B.7. L'interdiction en cause est pertinente au regard de tels objectifs dès lors que le législateur pouvait considérer, sans porter une atteinte disproportionnée aux droits des intéressés, qu'il ne se justifiait pas que la personne ayant déjà bénéficié de la protection que constitue l'adoption et ayant pu entrer dans un milieu familial et y devenir adulte, doive pouvoir en bénéficier à nouveau, au risque de susciter des conflits entre les familles.

B.8. En sa première partie, la question appelle une réponse négative.

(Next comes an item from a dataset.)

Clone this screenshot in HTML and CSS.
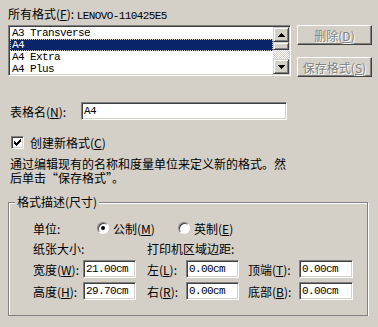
FILE: index.html
```html
<!DOCTYPE html>
<html lang="zh-CN">
<head>
    <meta charset="UTF-8">
    <title>格式</title>
    <link rel="stylesheet" href="styles.css">
</head>
<body>
    <div class="dialog">
        <div class="head">所有格式(<u>F</u>): <span class="mono">LENOVO-110425E5</span></div>

        <div class="list-row">
            <div class="listbox">
                <ul class="items mono">
                    <li>A3 Transverse</li>
                    <li class="sel">A4</li>
                    <li>A4 Extra</li>
                    <li>A4 Plus</li>
                </ul>
                <div class="scrollbar">
                    <div class="sb-btn">
                        <svg width="7" height="4" viewBox="0 0 7 4"><path d="M3 0h1v1h1v1h1v1h1v1H0V3h1V2h1V1h1z" fill="#000"/></svg>
                    </div>
                    <div class="sb-thumb"></div>
                    <div class="sb-track"></div>
                    <div class="sb-btn">
                        <svg width="7" height="4" viewBox="0 0 7 4"><path d="M0 0h7v1H6v1H5v1H4v1H3V3H2V2H1V1H0z" fill="#000"/></svg>
                    </div>
                </div>
            </div>
            <div class="buttons">
                <button class="btn" disabled>删除(<u>D</u>)</button>
                <button class="btn" disabled>保存格式(<u>S</u>)</button>
            </div>
        </div>

        <div class="name-row">
            <label class="name-label">表格名(<u>N</u>):</label>
            <div class="field name-field mono">A4</div>
        </div>

        <div class="check-row">
            <span class="checkbox">
                <svg width="7" height="7" viewBox="0 0 7 7"><path d="M6 0h1v3H6v1H5v1H4v1H3v1H2V6H1V5H0V2h1v1h1v1h1V3h1V2h1V1h1z" fill="#000"/></svg>
            </span>
            <span>创建新格式(<u>C</u>)</span>
        </div>

        <p class="hint">通过编辑现有的名称和度量单位来定义新的格式。然<br>后单击“保存格式”。</p>

        <div class="group">
            <span class="legend">格式描述(尺寸)</span>

            <div class="unit-row">
                <span class="unit-label">单位:</span>
                <span class="radio checked"></span>
                <span class="radio-text first">公制(<u>M</u>)</span>
                <span class="radio"></span>
                <span class="radio-text">英制(<u>E</u>)</span>
            </div>

            <div class="sizes">
                <span class="cap">纸张大小:</span>
                <span class="cap c3">打印机区域边距:</span>

                <span class="lbl">宽度(<u>W</u>):</span>
                <div class="field mono">21.00cm</div>
                <span class="lbl c3">左(<u>L</u>):</span>
                <div class="field mono">0.00cm</div>
                <span class="lbl c5">顶端(<u>T</u>):</span>
                <div class="field mono">0.00cm</div>

                <span class="lbl">高度(<u>H</u>):</span>
                <div class="field mono">29.70cm</div>
                <span class="lbl c3">右(<u>R</u>):</span>
                <div class="field mono">0.00cm</div>
                <span class="lbl c5">底部(<u>B</u>):</span>
                <div class="field mono">0.00cm</div>
            </div>
        </div>
    </div>
</body>
</html>
```

FILE: styles.css
```css
* {
    margin: 0;
    padding: 0;
    box-sizing: border-box;
}

body {
    background: #D4D0C8;
    font-family: "Noto Sans CJK SC", "Liberation Sans", sans-serif;
    font-size: 12px;
    color: #000;
}

u {
    text-decoration: underline;
    text-underline-offset: 1px;
}

.mono {
    font-family: "Liberation Mono", "DejaVu Sans Mono", monospace;
    font-size: 11px;
    letter-spacing: -0.6px;
}

.dialog {
    padding: 7px 0 0 8px;
}

.head {
    height: 14px;
    line-height: 14px;
}

/* list with formats */
.list-row {
    display: flex;
    margin-top: 4px;
}

.listbox {
    display: flex;
    width: 283px;
    height: 51px;
    background: #fff;
    border: 1px solid;
    border-color: #808080 #fff #fff #808080;
    box-shadow: inset 1px 1px #404040, inset -1px -1px #D4D0C8;
    padding: 1px;
}

.items {
    list-style: none;
    flex: 1;
    overflow: hidden;
}

.items li {
    height: 12px;
    line-height: 12px;
    padding-left: 2px;
    white-space: nowrap;
}

.items li.sel {
    background: #0A246A;
    color: #fff;
    outline: 1px dotted #D4D0C8;
    outline-offset: -1px;
}

.scrollbar {
    width: 16px;
    display: flex;
    flex-direction: column;
}

.sb-btn,
.sb-thumb {
    background: #D4D0C8;
    border: 1px solid;
    border-color: #D4D0C8 #404040 #404040 #D4D0C8;
    box-shadow: inset 1px 1px #fff, inset -1px -1px #808080;
}

.sb-btn {
    height: 15px;
    display: flex;
    justify-content: center;
    align-items: center;
}

.sb-thumb {
    height: 8px;
}

.sb-track {
    flex: 1;
    background: repeating-conic-gradient(#fff 0 25%, #D4D0C8 0 50%) 0 0 / 2px 2px;
}

.buttons {
    display: flex;
    flex-direction: column;
    gap: 12px;
    margin-left: 6px;
}

.btn {
    width: 75px;
    height: 20px;
    background: #D4D0C8;
    border: 1px solid;
    border-color: #fff #404040 #404040 #fff;
    box-shadow: inset -1px -1px #808080, inset 1px 1px #D4D0C8;
    font-family: "Noto Sans CJK SC", sans-serif;
    font-size: 12px;
    color: #808080;
    text-shadow: 1px 1px 0 #fff;
}

/* form name */
.name-row {
    display: flex;
    align-items: center;
    margin-top: 25px;
    padding-left: 2px;
}

.name-label {
    width: 71px;
}

.field {
    height: 18px;
    line-height: 14px;
    background: #fff;
    border: 1px solid;
    border-color: #808080 #fff #fff #808080;
    box-shadow: inset 1px 1px #404040, inset -1px -1px #D4D0C8;
    padding: 1px 2px;
    white-space: nowrap;
}

.name-field {
    width: 206px;
}

.check-row {
    display: flex;
    align-items: center;
    gap: 6px;
    margin-top: 16px;
    padding-left: 3px;
    height: 13px;
}

.checkbox {
    width: 13px;
    height: 13px;
    background: #fff;
    border: 1px solid;
    border-color: #808080 #fff #fff #808080;
    box-shadow: inset 1px 1px #404040, inset -1px -1px #D4D0C8;
    display: flex;
    justify-content: center;
    align-items: center;
}

.hint {
    margin-top: 8px;
    padding-left: 2px;
    line-height: 14px;
}

/* description group */
.group {
    position: relative;
    width: 360px;
    height: 114px;
    margin-top: 17px;
    border: 1px solid #808080;
    box-shadow: inset 1px 1px #fff, 1px 1px 0 #fff;
    padding: 17px 0 0 24px;
}

.legend {
    position: absolute;
    top: -8px;
    left: 6px;
    padding: 0 2px;
    background: #D4D0C8;
    line-height: 14px;
}

.unit-row {
    display: flex;
    align-items: center;
    height: 16px;
}

.unit-label {
    width: 64px;
}

.radio {
    width: 12px;
    height: 12px;
    border-radius: 50%;
    background: #fff;
    border: 1px solid;
    border-color: #808080 #fff #fff #808080;
    box-shadow: inset 1px 1px #404040;
    position: relative;
}

.radio.checked::after {
    content: "";
    position: absolute;
    left: 3px;
    top: 3px;
    width: 4px;
    height: 4px;
    border-radius: 50%;
    background: #000;
}

.radio-text {
    margin-left: 4px;
}

.radio-text.first {
    width: 65px;
}

.sizes {
    display: grid;
    grid-template-columns: 50px 53px 50px 53px 60px 54px;
    grid-template-rows: 16px 18px 18px;
    row-gap: 4px;
    align-items: center;
    margin-top: 4px;
}

.sizes .cap {
    grid-column: 1 / span 2;
}

.sizes .cap.c3 {
    grid-column: 3 / span 4;
}

.c3 {
    padding-left: 11px;
}

.c5 {
    padding-left: 9px;
}
```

B.9. Dans la seconde partie de la question préjudicielle, le juge a quo demande à la Cour si l'alinéa 3 de la disposition en cause crée, entre adoptants, une différence de traitement contraire aux articles 10 et 11 de la Constitution en ce que, lorsque la première adoption a été faite par des époux dont l'un est décédé ou vis-à-vis de l'un desquels l'adoption a été révoquée, une nouvelle adoption ne peut être faite que par le nouveau conjoint de l'autre époux.

B.10. Cette partie de la question vise le cas dans lequel un des deux adoptants mariés originaires est décédé ou dans lequel l'adoption a été révoquée vis-à-vis de l'un d'entre eux, alors que l'adoption par l'autre conjoint demeure inchangée.

Il appert toutefois de la décision de renvoi que dans l'affaire soumise au juge a quo , les deux adoptants originaires sont décédés.

Dans ces conditions, répondre à la deuxième partie de la question préjudicielle ne peut pas être utile au règlement du litige pendant devant le juge a quo .

Par ces motifs, la Cour dit pour droit : - L'article 346, alinéa 2, du Code civil ne viole pas les articles 10 et 11 de la Constitution en tant qu'il prévoit qu'en cas de révocation de l'adoption en ce qui concerne l'adoptant ou les deux époux adoptants ou en cas de décès de l'adoptant ou des deux époux ayant fait l'adoption ou l'adoption plénière, une nouvelle adoption n'est permise que si l'adopté est mineur. - La deuxième partie de la question préjudicielle n'appelle pas de réponse.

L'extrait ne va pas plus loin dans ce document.